* Work to complete:
Copy each line of the records that contains the word "this".

(Records from a dataset)
────────

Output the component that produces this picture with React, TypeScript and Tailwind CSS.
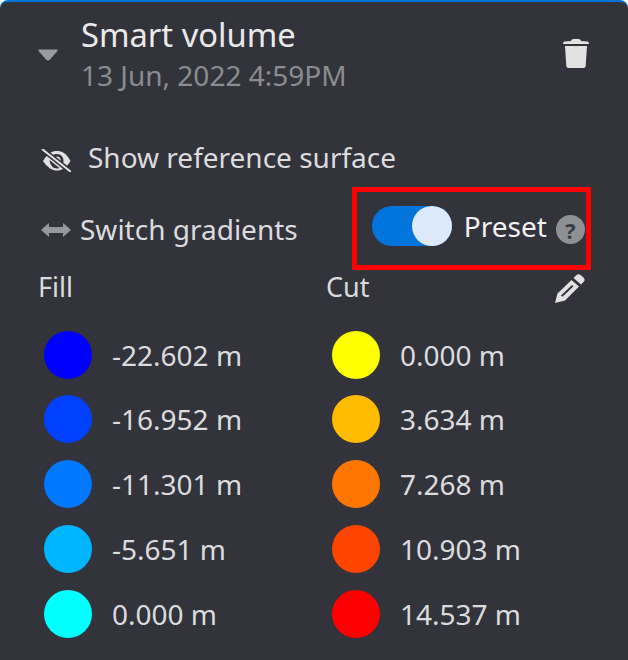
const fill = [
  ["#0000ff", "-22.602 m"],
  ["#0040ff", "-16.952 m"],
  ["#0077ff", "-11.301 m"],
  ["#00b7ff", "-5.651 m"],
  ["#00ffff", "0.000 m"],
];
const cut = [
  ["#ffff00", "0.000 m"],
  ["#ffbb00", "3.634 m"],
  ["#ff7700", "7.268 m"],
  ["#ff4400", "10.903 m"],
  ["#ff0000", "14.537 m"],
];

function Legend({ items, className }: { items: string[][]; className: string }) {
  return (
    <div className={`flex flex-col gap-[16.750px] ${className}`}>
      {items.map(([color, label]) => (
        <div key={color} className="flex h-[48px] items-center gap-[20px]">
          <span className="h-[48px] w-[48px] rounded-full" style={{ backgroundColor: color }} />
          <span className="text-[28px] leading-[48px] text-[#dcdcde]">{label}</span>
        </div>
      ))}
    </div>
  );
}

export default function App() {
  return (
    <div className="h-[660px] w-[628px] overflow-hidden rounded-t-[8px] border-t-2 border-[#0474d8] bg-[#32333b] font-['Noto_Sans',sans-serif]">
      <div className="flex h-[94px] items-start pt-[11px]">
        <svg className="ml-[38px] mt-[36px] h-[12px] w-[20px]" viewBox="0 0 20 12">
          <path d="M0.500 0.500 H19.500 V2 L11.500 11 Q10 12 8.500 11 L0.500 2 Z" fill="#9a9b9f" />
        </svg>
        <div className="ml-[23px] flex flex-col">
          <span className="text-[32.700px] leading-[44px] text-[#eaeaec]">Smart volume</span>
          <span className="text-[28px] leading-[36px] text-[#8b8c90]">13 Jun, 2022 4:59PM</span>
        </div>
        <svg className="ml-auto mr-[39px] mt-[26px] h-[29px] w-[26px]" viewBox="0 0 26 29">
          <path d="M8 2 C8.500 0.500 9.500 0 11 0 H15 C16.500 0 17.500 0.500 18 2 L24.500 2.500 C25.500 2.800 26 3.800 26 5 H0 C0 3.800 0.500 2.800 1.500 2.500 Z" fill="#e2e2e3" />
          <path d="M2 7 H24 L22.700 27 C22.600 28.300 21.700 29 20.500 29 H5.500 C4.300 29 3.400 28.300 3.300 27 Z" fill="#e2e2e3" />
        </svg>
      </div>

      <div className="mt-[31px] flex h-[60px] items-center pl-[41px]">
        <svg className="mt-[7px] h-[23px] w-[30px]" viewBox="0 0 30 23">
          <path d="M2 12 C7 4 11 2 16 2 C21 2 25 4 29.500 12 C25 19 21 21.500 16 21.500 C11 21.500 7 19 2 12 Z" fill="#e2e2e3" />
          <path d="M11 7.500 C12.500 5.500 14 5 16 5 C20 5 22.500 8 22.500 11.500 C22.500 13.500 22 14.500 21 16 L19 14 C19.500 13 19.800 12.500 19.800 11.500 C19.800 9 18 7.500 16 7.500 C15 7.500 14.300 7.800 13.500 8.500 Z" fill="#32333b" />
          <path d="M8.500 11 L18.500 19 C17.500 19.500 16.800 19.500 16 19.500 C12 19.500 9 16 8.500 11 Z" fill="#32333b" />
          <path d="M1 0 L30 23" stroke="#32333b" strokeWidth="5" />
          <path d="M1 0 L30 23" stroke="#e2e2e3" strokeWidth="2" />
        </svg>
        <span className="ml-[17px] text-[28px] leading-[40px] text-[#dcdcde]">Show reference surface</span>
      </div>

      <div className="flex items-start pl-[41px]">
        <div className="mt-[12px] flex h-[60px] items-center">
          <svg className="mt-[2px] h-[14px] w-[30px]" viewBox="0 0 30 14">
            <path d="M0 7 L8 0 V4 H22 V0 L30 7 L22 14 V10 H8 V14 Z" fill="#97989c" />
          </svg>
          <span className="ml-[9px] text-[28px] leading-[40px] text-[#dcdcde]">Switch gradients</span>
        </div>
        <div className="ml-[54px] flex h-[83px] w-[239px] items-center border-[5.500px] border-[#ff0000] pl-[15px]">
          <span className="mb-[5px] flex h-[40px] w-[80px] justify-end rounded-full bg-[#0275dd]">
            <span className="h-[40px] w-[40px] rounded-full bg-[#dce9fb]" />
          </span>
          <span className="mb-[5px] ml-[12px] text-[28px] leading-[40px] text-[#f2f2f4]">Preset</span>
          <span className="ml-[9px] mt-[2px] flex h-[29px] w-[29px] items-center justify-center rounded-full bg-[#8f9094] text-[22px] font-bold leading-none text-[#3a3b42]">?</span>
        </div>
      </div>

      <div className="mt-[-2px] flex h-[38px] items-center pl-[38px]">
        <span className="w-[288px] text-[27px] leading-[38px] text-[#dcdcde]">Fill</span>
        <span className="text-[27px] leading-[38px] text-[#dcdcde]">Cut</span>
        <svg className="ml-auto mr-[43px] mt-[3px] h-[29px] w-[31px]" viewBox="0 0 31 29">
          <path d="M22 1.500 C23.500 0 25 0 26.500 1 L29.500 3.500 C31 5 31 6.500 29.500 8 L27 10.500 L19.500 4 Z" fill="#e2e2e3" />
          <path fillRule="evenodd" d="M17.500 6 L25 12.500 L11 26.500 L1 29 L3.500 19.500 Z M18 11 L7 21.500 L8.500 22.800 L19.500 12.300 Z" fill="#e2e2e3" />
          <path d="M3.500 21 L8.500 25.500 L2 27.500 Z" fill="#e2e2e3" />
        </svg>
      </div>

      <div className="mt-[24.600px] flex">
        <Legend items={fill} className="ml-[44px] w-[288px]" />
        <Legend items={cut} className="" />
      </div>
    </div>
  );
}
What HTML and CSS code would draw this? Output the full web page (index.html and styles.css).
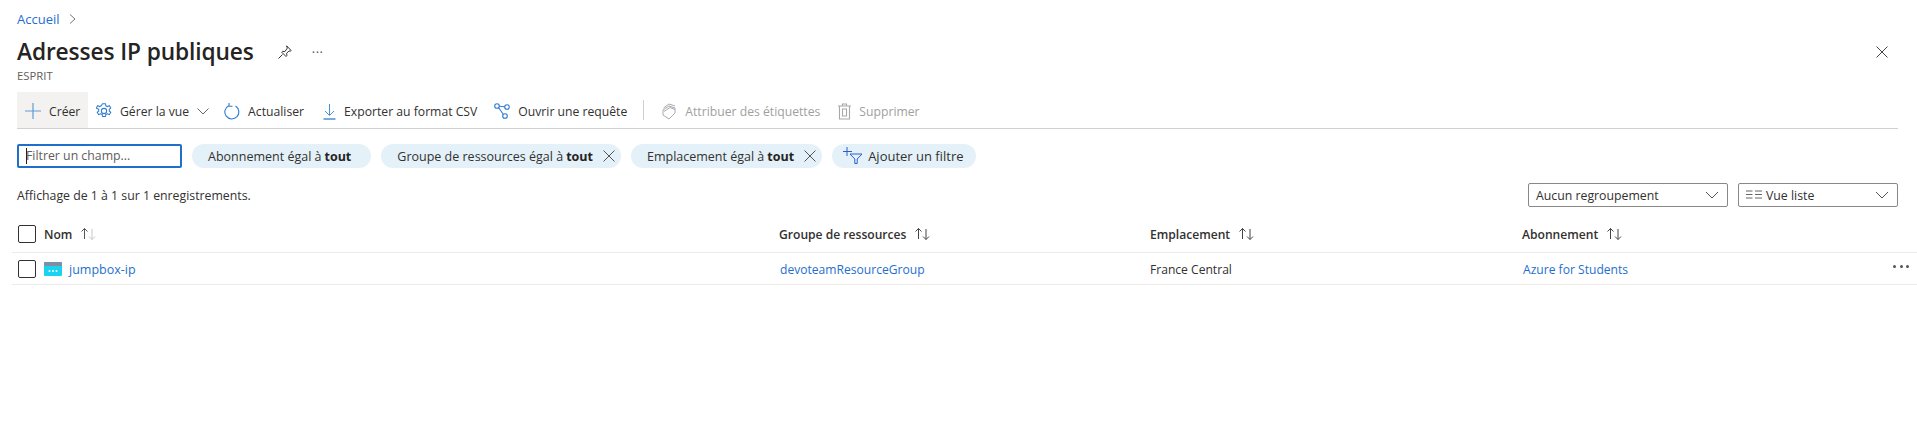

────────

* Final result:
Output the component that produces this picture with React, TypeScript and Tailwind CSS.
What HTML and CSS code would draw this? Output the full web page (index.html and styles.css).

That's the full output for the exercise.